EDITOR’S NOTE: David Britten is a former Pine Street Elementary Principal who now is serving his last year as superintendent at Wyoming Godfrey Lee Schools. He penned this column and Townbroadcast is reprinting it as a letter to the editor.
Forget about the presidential election, already. The real threat to democracy and our local communities comes from the charter school movement and continued push toward privatization of our locally-governed public schools.
No, turn off the television because our local and national mainstream media is enamored with the wealth that is pushing us away from our historical roots, and replacing our neighborhood and town schools with a model more intent on making a profit than educating all children. After all, money talks and medias hang on to every word of misinformation that comes from the Waltons, the Bloomberg and Broad Foundations, Rupert Murdoch, Bill Gates and a whole host of other folks bent on getting wealthy at the expense of taxpayers. The only way you’re going to learn about how these folks and their charter industry minions are sneaking into your cities and towns, snatching children from schools long considered “our basic institutions of local authority” is to read this study, ask the tough questions to your state representatives, and demand that the media pull the cover off this entire shady deal.

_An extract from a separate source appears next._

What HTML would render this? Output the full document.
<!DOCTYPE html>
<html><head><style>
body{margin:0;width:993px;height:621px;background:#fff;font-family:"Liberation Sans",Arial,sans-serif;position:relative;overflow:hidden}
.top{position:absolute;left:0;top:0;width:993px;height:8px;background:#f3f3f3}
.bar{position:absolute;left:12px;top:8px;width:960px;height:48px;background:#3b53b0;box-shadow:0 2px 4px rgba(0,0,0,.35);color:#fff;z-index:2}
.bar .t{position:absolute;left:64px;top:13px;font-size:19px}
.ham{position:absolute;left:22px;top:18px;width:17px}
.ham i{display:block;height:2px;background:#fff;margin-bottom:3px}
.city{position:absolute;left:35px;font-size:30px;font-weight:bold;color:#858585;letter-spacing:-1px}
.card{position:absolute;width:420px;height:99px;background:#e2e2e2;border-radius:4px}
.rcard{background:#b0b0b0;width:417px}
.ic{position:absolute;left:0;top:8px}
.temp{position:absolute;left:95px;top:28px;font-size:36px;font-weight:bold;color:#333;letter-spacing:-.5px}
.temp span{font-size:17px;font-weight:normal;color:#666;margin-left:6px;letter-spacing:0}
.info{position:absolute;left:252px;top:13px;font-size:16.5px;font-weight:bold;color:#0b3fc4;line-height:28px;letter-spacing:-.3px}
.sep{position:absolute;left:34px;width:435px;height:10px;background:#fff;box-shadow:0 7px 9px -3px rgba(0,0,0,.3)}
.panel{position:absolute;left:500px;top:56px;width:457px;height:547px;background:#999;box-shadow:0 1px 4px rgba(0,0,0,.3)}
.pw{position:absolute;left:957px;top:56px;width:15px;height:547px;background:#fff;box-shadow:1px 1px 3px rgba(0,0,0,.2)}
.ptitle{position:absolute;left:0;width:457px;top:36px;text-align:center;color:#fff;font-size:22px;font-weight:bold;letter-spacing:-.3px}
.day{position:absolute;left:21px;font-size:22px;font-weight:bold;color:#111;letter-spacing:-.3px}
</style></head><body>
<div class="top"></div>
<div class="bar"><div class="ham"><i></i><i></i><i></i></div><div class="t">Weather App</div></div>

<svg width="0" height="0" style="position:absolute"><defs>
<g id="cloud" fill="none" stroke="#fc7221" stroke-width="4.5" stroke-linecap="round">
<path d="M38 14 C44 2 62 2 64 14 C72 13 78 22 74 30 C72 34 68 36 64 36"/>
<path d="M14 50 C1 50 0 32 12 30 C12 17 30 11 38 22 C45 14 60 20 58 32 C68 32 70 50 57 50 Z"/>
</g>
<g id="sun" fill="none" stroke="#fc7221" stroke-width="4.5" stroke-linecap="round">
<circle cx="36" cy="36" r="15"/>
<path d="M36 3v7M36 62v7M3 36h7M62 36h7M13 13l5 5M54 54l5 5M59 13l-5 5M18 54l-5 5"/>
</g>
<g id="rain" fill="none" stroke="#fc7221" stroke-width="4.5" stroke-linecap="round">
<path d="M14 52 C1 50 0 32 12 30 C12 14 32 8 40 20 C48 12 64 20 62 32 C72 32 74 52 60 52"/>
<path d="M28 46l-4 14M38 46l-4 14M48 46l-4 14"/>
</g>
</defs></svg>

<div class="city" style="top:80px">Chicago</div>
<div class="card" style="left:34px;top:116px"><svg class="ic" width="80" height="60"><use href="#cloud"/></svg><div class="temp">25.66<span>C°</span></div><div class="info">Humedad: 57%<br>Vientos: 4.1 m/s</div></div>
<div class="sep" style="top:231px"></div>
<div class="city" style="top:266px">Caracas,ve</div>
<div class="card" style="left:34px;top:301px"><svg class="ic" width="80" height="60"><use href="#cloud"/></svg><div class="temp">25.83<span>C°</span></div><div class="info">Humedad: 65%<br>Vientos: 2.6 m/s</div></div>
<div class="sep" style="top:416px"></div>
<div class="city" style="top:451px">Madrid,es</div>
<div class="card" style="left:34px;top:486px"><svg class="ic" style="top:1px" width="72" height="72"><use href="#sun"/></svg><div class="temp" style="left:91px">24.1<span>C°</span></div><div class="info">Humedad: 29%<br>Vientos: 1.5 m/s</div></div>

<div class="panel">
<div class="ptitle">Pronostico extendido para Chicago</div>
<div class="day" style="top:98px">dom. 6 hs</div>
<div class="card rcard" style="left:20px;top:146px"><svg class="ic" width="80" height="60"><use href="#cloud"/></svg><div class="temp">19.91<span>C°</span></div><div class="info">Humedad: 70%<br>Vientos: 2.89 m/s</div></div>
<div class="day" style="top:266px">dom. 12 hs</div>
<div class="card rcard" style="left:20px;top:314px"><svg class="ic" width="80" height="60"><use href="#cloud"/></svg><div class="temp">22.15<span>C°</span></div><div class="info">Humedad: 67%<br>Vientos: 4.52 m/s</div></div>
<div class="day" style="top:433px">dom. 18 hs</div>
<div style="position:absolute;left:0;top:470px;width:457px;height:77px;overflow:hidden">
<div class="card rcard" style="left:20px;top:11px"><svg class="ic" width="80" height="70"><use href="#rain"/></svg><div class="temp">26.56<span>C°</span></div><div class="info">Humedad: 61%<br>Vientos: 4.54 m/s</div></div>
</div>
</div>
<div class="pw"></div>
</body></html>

- A school privatization industry has hijacked the concept of education reform.
- A group of billionaire funders is dismantling and taking over our schools.
- Charter proponents have pedaled a false myth of failing public schools.

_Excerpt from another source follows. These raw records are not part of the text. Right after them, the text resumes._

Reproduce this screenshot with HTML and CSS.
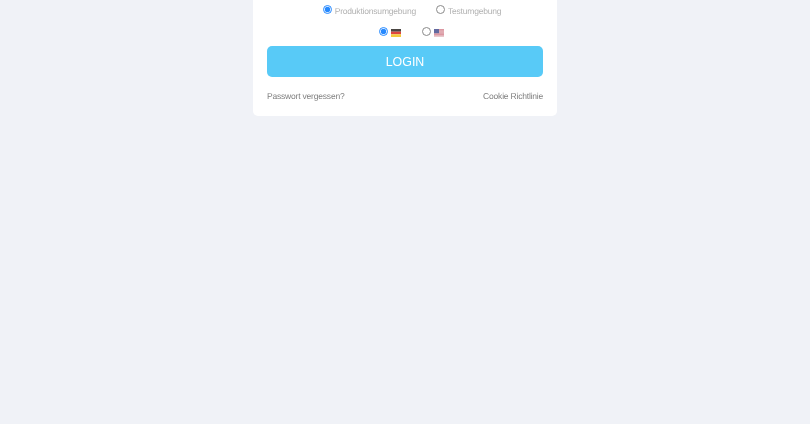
FILE: index.html
```html
<!DOCTYPE html>
<html lang="de">
<head>
<meta charset="utf-8">
<title>Login</title>
<link rel="stylesheet" href="styles.css">
</head>
<body>
<main class="card">
  <form class="form">
    <div class="env-row">
      <label class="opt"><input class="radio" type="radio" name="env" checked><span>Produktionsumgebung</span></label>
      <label class="opt"><input class="radio" type="radio" name="env"><span>Testumgebung</span></label>
    </div>
    <div class="lang-row">
      <label class="opt"><input class="radio" type="radio" name="lang" checked>
        <svg class="flag" viewBox="0 0 10 8" aria-label="Deutsch"><rect width="10" height="2.7" fill="#2b2623"/><rect y="2.7" width="10" height="2.6" fill="#d8261c"/><rect y="5.3" width="10" height="2.7" fill="#f2c21a"/></svg>
      </label>
      <label class="opt"><input class="radio" type="radio" name="lang">
        <svg class="flag" viewBox="0 0 10 8" aria-label="English"><rect width="10" height="8" fill="#eee"/><path d="M0 .6h10M0 1.8h10M0 3h10M0 4.2h10M0 5.4h10M0 6.9h10" stroke="#c9485a" stroke-width=".7"/><rect width="5" height="4.2" fill="#47508f"/></svg>
      </label>
    </div>
    <button class="login" type="button">LOGIN</button>
    <div class="links">
      <a href="#">Passwort vergessen?</a>
      <a href="#">Cookie Richtlinie</a>
    </div>
  </form>
</main>
</body>
</html>
```
FILE: styles.css
```css
html, body {
  margin: 0;
  padding: 0;
  height: 100%;
}
body {
  background: #f0f2f7;
  font-family: "Liberation Sans", Arial, sans-serif;
  font-size: 8.5px;
  letter-spacing: -0.2px;
  color: #777;
  text-rendering: geometricPrecision;
}
.card {
  width: 304px;
  height: 116px;
  margin: 0 auto;
  background: #fff;
  border-radius: 0 0 5px 5px;
  box-sizing: border-box;
  padding: 0 14px;
  filter: blur(0.5px);
}
.form {
  display: flex;
  flex-direction: column;
}
.env-row {
  display: flex;
  justify-content: center;
  gap: 20px;
  height: 22px;
  padding: 5px 0 0 14px;
  box-sizing: border-box;
  color: #b2b2b2;
}
.lang-row {
  display: flex;
  justify-content: center;
  gap: 21px;
  height: 24px;
  padding: 5px 0 0 13px;
  box-sizing: border-box;
}
.opt {
  display: flex;
  align-items: flex-start;
  gap: 3px;
  height: 12px;
}
.opt span {
  line-height: 11px;
  padding-top: 1px;
}
.radio {
  width: 9px;
  height: 9px;
  margin: 0;
  opacity: 0.85;
}
.flag {
  width: 10px;
  height: 8px;
  margin-top: 2px;
  opacity: 0.85;
}
.login {
  height: 31px;
  border: 0;
  border-radius: 5px;
  background: #58caf7;
  color: #fff;
  font-family: inherit;
  font-size: 12.4px;
  letter-spacing: 0;
  padding: 0;
}
.links {
  display: flex;
  justify-content: space-between;
  margin-top: 14px;
  line-height: 11px;
}
.links a {
  color: #808080;
  text-decoration: none;
}
```
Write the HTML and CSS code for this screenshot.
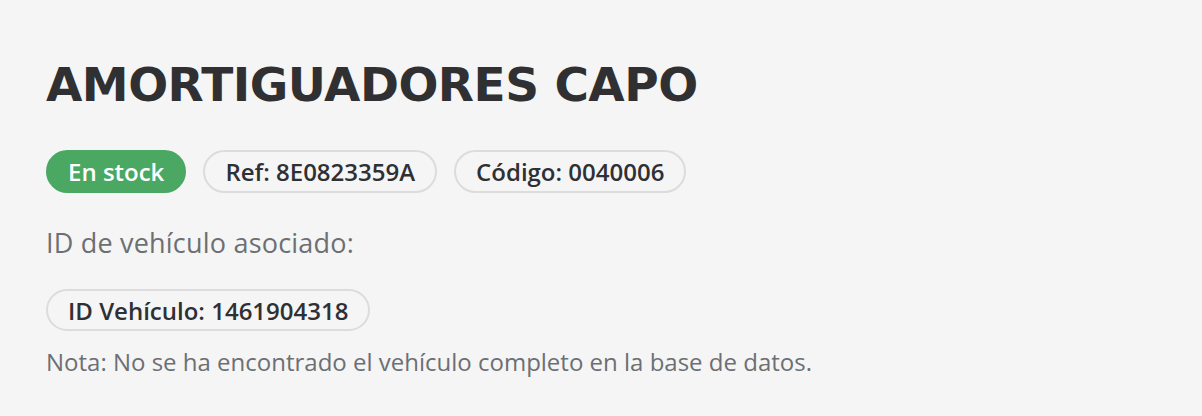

- A lack of operating transparency has harmed schools and communities.
- Locally elected school boards have become powerless, destroying a core democratic institution.

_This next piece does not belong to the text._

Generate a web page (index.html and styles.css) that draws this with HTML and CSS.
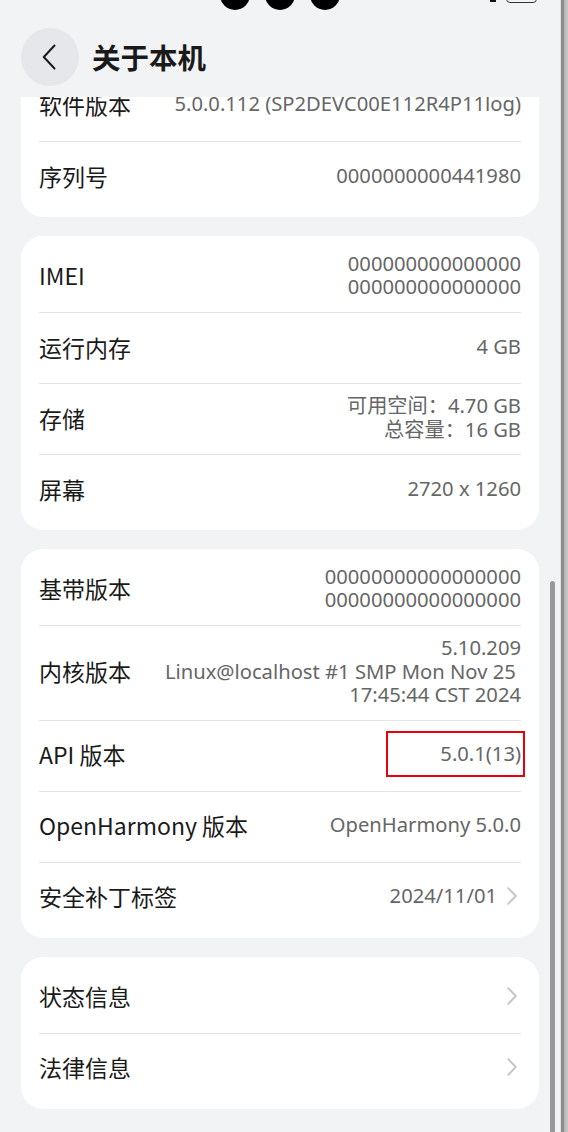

- A legal framework for privatizing our schools have been created and imposed.
- Wealthy donors and their powerful infrastructure, not the public, are responsible for charters’ rapid growth.
- The charter movement’s pro-student rhetoric is not matched by educational outcomes and other metrics (no matter what sound-bites to the contrary and other disinformation comes from state and national charter school associations).
- The business side of charters encourages a spectrum of self-dealing, profiteering, and financial corruption.
- Government regulators and auditors are routinely flouted and kept at bay by charter proponents.